- Occupation: Businessman
- Title: Chairman, Augusta Group of Companies

= Richard Warke =

Canadian billionaire businessman

Richard William Warke is a billionaire businessman based in Vancouver, British Columbia. He is the chairman of the Augusta Group of Companies, including Titan Mining Corp, Highlander Silver Corp and Solaris Resources Corp.

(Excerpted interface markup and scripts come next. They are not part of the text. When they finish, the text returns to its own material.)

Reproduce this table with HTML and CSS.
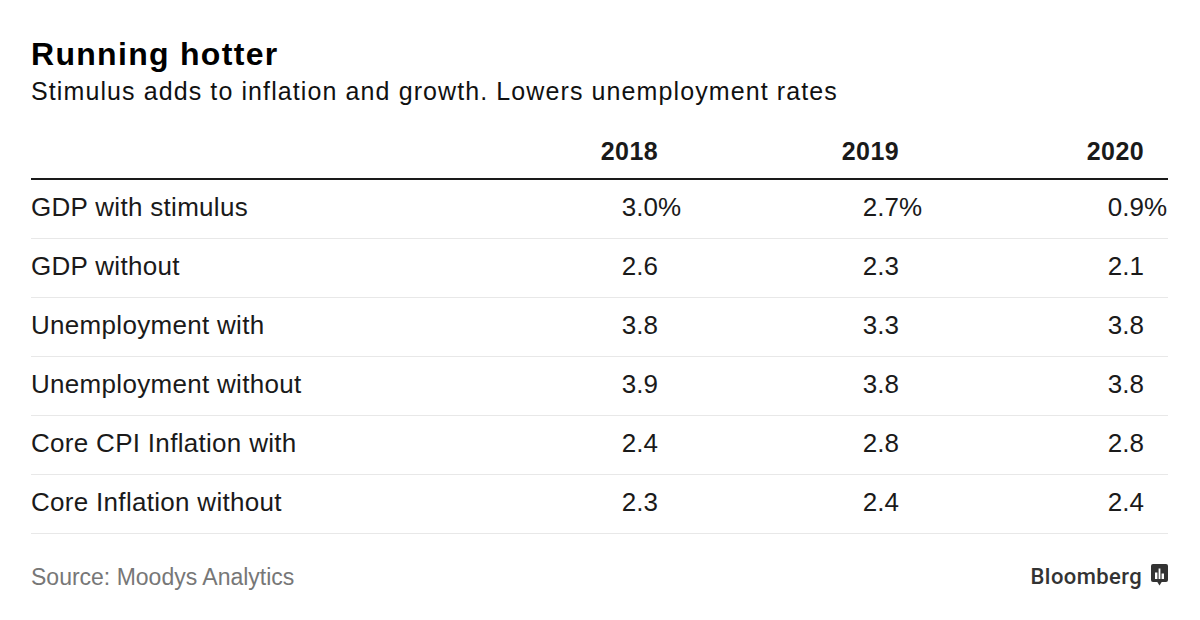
FILE: index.html
```html
<!DOCTYPE html>
<html lang="en">
<head>
<meta charset="utf-8">
<title>Running hotter</title>
<link rel="stylesheet" href="styles.css">
</head>
<body>
<div class="chart">
  <h1 class="title">Running hotter</h1>
  <p class="subtitle">Stimulus adds to inflation and growth. Lowers unemployment rates</p>
  <div class="table">
    <div class="row head">
      <div class="cell label"></div>
      <div class="cell num">2018</div>
      <div class="cell num">2019</div>
      <div class="cell num">2020</div>
    </div>
    <div class="row">
      <div class="cell label">GDP with stimulus</div>
      <div class="cell num">3.0<span class="pct">%</span></div>
      <div class="cell num">2.7<span class="pct">%</span></div>
      <div class="cell num">0.9<span class="pct">%</span></div>
    </div>
    <div class="row">
      <div class="cell label">GDP without</div>
      <div class="cell num">2.6</div>
      <div class="cell num">2.3</div>
      <div class="cell num">2.1</div>
    </div>
    <div class="row">
      <div class="cell label">Unemployment with</div>
      <div class="cell num">3.8</div>
      <div class="cell num">3.3</div>
      <div class="cell num">3.8</div>
    </div>
    <div class="row">
      <div class="cell label">Unemployment without</div>
      <div class="cell num">3.9</div>
      <div class="cell num">3.8</div>
      <div class="cell num">3.8</div>
    </div>
    <div class="row">
      <div class="cell label">Core CPI Inflation with</div>
      <div class="cell num">2.4</div>
      <div class="cell num">2.8</div>
      <div class="cell num">2.8</div>
    </div>
    <div class="row">
      <div class="cell label">Core Inflation without</div>
      <div class="cell num">2.3</div>
      <div class="cell num">2.4</div>
      <div class="cell num">2.4</div>
    </div>
  </div>
  <div class="footer">
    <span class="source">Source: Moodys Analytics</span>
    <span class="brand">Bloomberg
      <svg class="brand-icon" width="17" height="22" viewBox="0 0 17 22" aria-hidden="true">
        <rect x="0" y="0" width="17" height="18" rx="2" fill="#333"/>
        <polygon points="6,17.5 11,17.5 8.5,21.5" fill="#333"/>
        <rect x="4" y="8.5" width="2.4" height="6.5" fill="#fff"/>
        <rect x="7.6" y="4.5" width="1.8" height="10.5" fill="#fff"/>
        <rect x="10.6" y="9.5" width="2.4" height="5.5" fill="#fff"/>
      </svg>
    </span>
  </div>
</div>
</body>
</html>
```

FILE: styles.css
```css
* { box-sizing: border-box; }

html, body {
  margin: 0;
  padding: 0;
  background: #fff;
}

body {
  font-family: "Liberation Sans", Arial, Helvetica, sans-serif;
  color: #1a1a1a;
}

.chart {
  width: 1200px;
  height: 620px;
  padding: 36px 32px 0 31px;
}

.title {
  margin: 0;
  font-size: 32px;
  line-height: 36px;
  font-weight: 700;
  letter-spacing: 1.3px;
  color: #000;
}

.subtitle {
  margin: 5px 0 0;
  font-size: 25px;
  line-height: 28px;
  letter-spacing: 1.1px;
  color: #111;
}

.table {
  margin-top: 31px;
}

.row {
  display: grid;
  grid-template-columns: 1fr 241px 241px 245px;
  border-bottom: 1px solid #e8e8e8;
}

.row.head {
  border-bottom: 2px solid #1a1a1a;
  padding-bottom: 12px;
}

.row.head .cell {
  font-size: 25px;
  font-weight: 700;
  line-height: 30px;
  padding-bottom: 0;
  letter-spacing: 0.4px;
}

.cell {
  font-size: 26px;
  line-height: 54px;
  padding-bottom: 4px;
  white-space: nowrap;
  letter-spacing: 0.3px;
}

.num {
  text-align: right;
  padding-right: 24px;
  letter-spacing: 0;
}

.pct {
  margin-right: -0.889em;
}

.footer {
  display: flex;
  justify-content: space-between;
  align-items: center;
  margin-top: 29px;
}

.source {
  font-size: 23px;
  line-height: 28px;
  color: #777;
}

.brand {
  display: flex;
  align-items: flex-start;
  gap: 9px;
  font-family: Roboto, "Liberation Sans", sans-serif;
  font-size: 22px;
  line-height: 26px;
  font-weight: 500;
  letter-spacing: 0.4px;
  color: #333;
  margin-right: 0;
}

.brand-icon {
  display: block;
  margin-top: 0;
}
```
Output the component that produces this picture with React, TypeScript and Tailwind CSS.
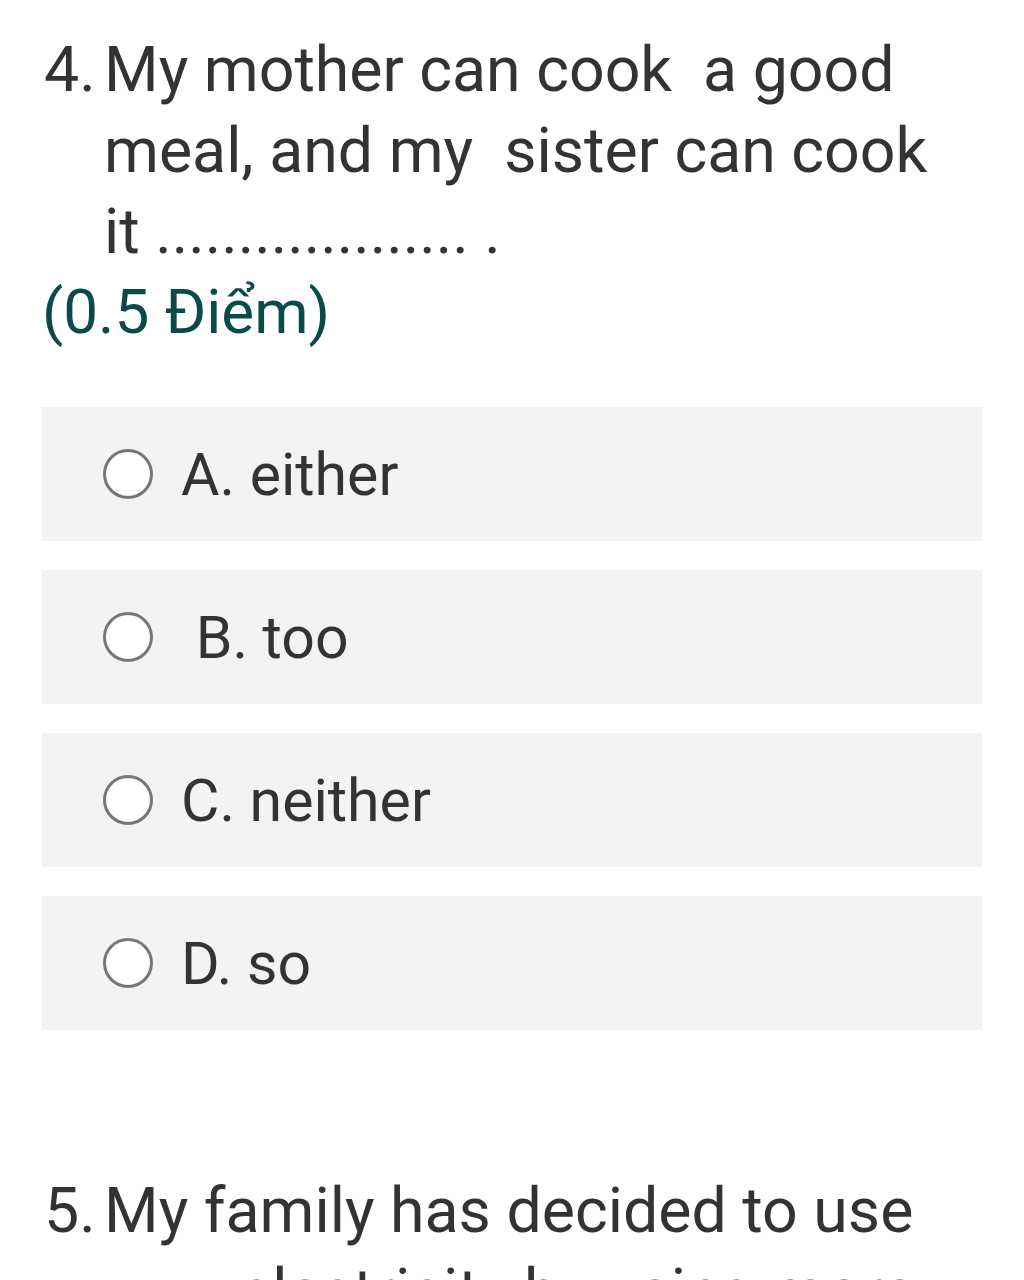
import React from 'react';

const options = ['A. either', ' B. too', 'C. neither', 'D. so'];

const Radio = () => (
  <span className="block h-[50px] w-[50px] shrink-0 rounded-full border-[3px] border-[#777777] bg-white" />
);

export default function App() {
  return (
    <div className="min-h-[1280px] bg-white font-['Roboto',sans-serif] text-[#333333]">
      <div className="px-[42px] pt-[29px]">
        <div className="flex text-[62.6px] leading-[81px]">
          <span className="w-[62px] shrink-0 pl-[2px]">4.</span>
          <div className="whitespace-pre">
            <div>My mother can cook  a good</div>
            <div>meal, and my  sister can cook</div>
            <div>it ................... .</div>
          </div>
        </div>
        <div className="mt-[0px] text-[62px] leading-[80px] text-[#0a4a48]">(0.5 Điểm)</div>

        <div className="mt-[55px] flex flex-col gap-[29px]">
          {options.map((o) => (
            <div key={o} className="flex h-[134px] items-center bg-[#f3f3f3] pl-[61px]">
              <Radio />
              <span className="ml-[28px] whitespace-pre text-[59px] leading-none">{o}</span>
            </div>
          ))}
        </div>

        <div className="mt-[140px] flex text-[62.6px] leading-[81px]">
          <span className="w-[62px] shrink-0 pl-[2px]">5.</span>
          <div className="whitespace-pre">
            <div>My family has decided to use</div>
            <div className="pl-[135px]">electricity by using more</div>
          </div>
        </div>
      </div>
    </div>
  );
}
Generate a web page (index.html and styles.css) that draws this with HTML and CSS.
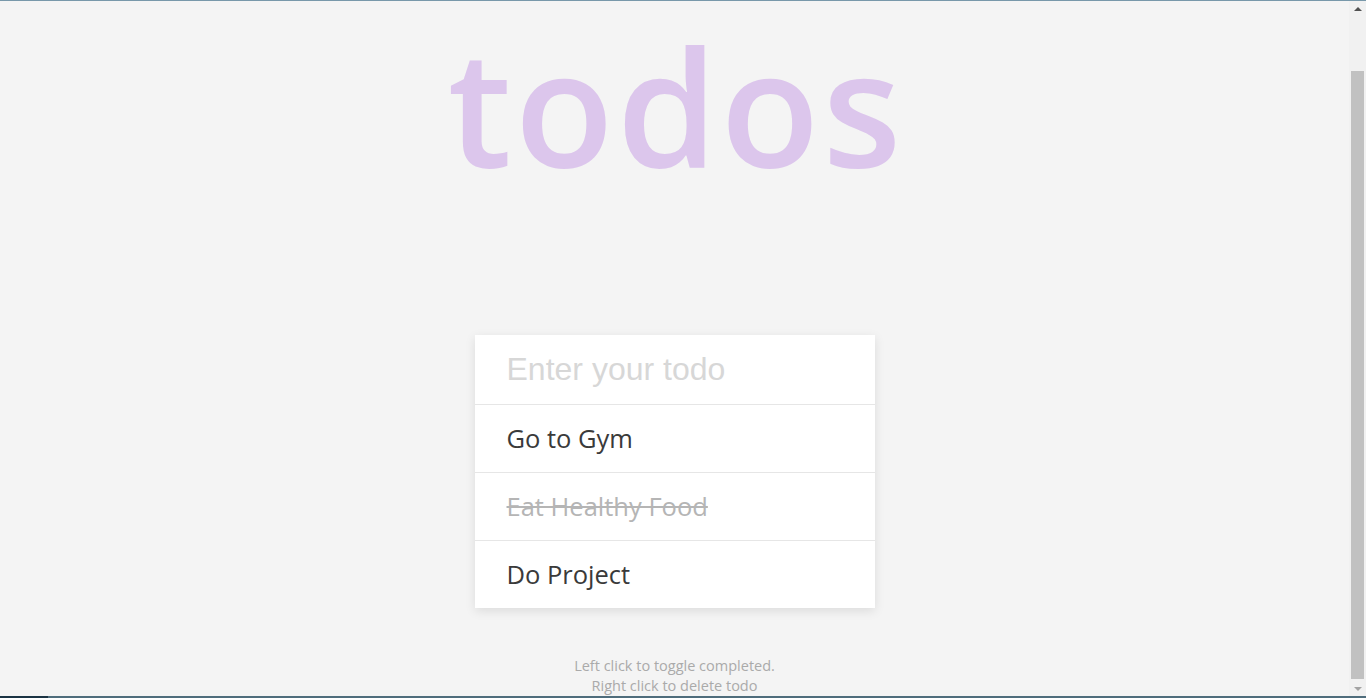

Warke also owns a variety of Professional Sports team interests, he is a partner in the PGA Tour, the Boston Celtics as well as a partner in Fenway Sports Group, who own the Boston Red Sox, Liverpool FC in addition to other sports related assets.

==Career==
Warke began his career in the mining industry over thirty years ago. One of his first large mining deals was the sale of Ventana Gold Corp. in 2011 to Eike Batista for C$1.6 billion. Ventana Gold was a gold company focused on developing its La Bodega Project covering 880 hectares in the California-Vetas district of Colombia.

Three years after the sale of Ventana Gold, in 2014, Warke sold Augusta Resource Corp., an exploration company focused on the Rosemont Copper project in Pima County, Arizona. As the company’s Executive Chairman, Warke led Augusta Resource Corp. until it was sold in a friendly takeover to HudBay Minerals Inc. for C$666 million.

In 2016, Warke turned his attention to building NewCastle Gold, a company exploring at the Castle Mountain Gold Project, a past-producing heap-leach gold mine in San Bernardino County, California. Warke and his team at NewCastle Gold began aggressively drilling at Castle Mountain, with a successful three-way merger announced one year later, resulting in the creation of Equinox Gold now valued at $4 Billion.

In one of the largest mining deals of 2018, Warke sold Arizona Mining Inc., which he founded in 2006 and led as its Executive Chairman. Developing a zinc, lead and silver mine near the U.S. and Mexico border, Arizona Mining gained recognition for its discovery of the Taylor deposit, one of the world’s largest zinc deposits, which was discovered by Don Taylor. In 2018, Arizona Mining was bought out for C$2.1 billion by Australian miner, South32.